Folks from Loveland Ski Patrol, Flight for Life, Alpine Rescue Team, Clear Creek Sheriff’s Office and the Colorado Avalanche Information Center gathered around a simulated avalanche debris site, where they buried avalanche rescue transceivers, a dummy and a human volunteer for the rescue teams to find.

“What we’re doing in avalanche rescue really hasn’t changed over the years, but where we can make big improvements is in coordination, and that just comes down to working with our fellow rescue organizations,” said Dale Atkins, a technical specialist with Alpine Rescue Team out of Jefferson County.



Atkins said the location for Monday’s demonstration was ideal because of its accessibility, but it’s also a location where avalanches have killed people in the past.

“We’re here training in this beautiful playground, but it’s a playground where accidents happen,” Atkins said. “When the mountain rescue teams and ski patrols train together, we’re looking to improve efficiencies, so we can be more effective. When we’re more effective, we can find people faster, and that’s going to hopefully save lives.”



Ethan Greene, director of the Colorado Avalanche Information Center, said training demonstrations like this one highlight the resources in Colorado for search and rescue, as well as the collaborative process across the groups involved. As more folks are exploring the backcountry, he said the tools available for search and rescue efforts continue to grow.

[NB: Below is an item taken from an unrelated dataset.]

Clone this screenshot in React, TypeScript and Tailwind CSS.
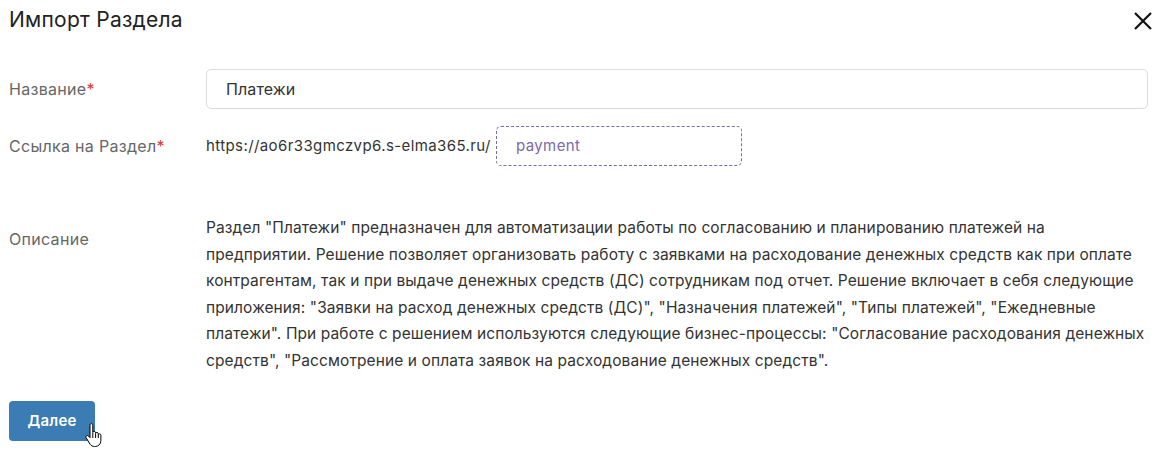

One of the tools highlighted at the demonstration was the beacon receiver, which is used on a helicopter and can detect from the air avalanche transceivers worn by individual people.

Greene said that when getting ready to go out into the backcountry, the avalanche transceiver should be set to send a signal, which can then be used to find an individual buried in snow.

“Most of the time, if we have somebody that’s recovered alive from an avalanche, it’s because the people in their group, right close to them, are the ones that do the rescue and get them out. Because you don’t have a lot of time once you’re buried in the avalanche,” Greene said.

Search and rescue teams gathered Monday, Jan. 10, at Loveland Ski Area for a demonstration of an external avalanche beacon receiver on select Flight for Life helicopters.
Liz Copan/For the Summit Daily News

Chad Miller, a lead flight paramedic with Flight for Life, said all of its helicopters have a certified flight paramedic and an advanced practice nurse on board. He said practicing collaboratively with all the organizations like this allows them to be better prepared when a mission comes up.

“When we do have a real-life mission, when somebody is actually trapped in an avalanche, we’ve already worked together before, and it’s not the first time we’re all seeing what assets or resources each of us can bring to the table,” Miller said.

Miller said the external avalanche beacon receiver gives Flight for Life the ability to search large swaths of avalanche debris quickly — even in dangerous avalanche terrain. He said Flight for Life got its first avalanche beacon in 2011 and got it certified through the Federal Aviation Administration to begin use in 2012. Three of the company’s helicopters are now equipped with the beacons, including the one based in Frisco.

“Generally, what happens is a sheriff’s office, search and rescue or a ski patrol will call us and say, ‘We’ve got a report of an avalanche with potential victims, and we’d like for you guys to go up with your external receiver and do a search and see if you get any hits,'” Miller said.

If the beacon gets a hit from a transceiver, the helicopter is also equipped with flag markers that are dropped from the aircraft for the ground team to come in and do a final, more refined search with rescue dogs and probe poles, Miller explained.

The tool was in use during the search for two missing snowshoers Sunday, Jan. 9, on Hoosier Pass, but the pair were not wearing avalanche transceivers. A rescue dog ultimately found the bodies.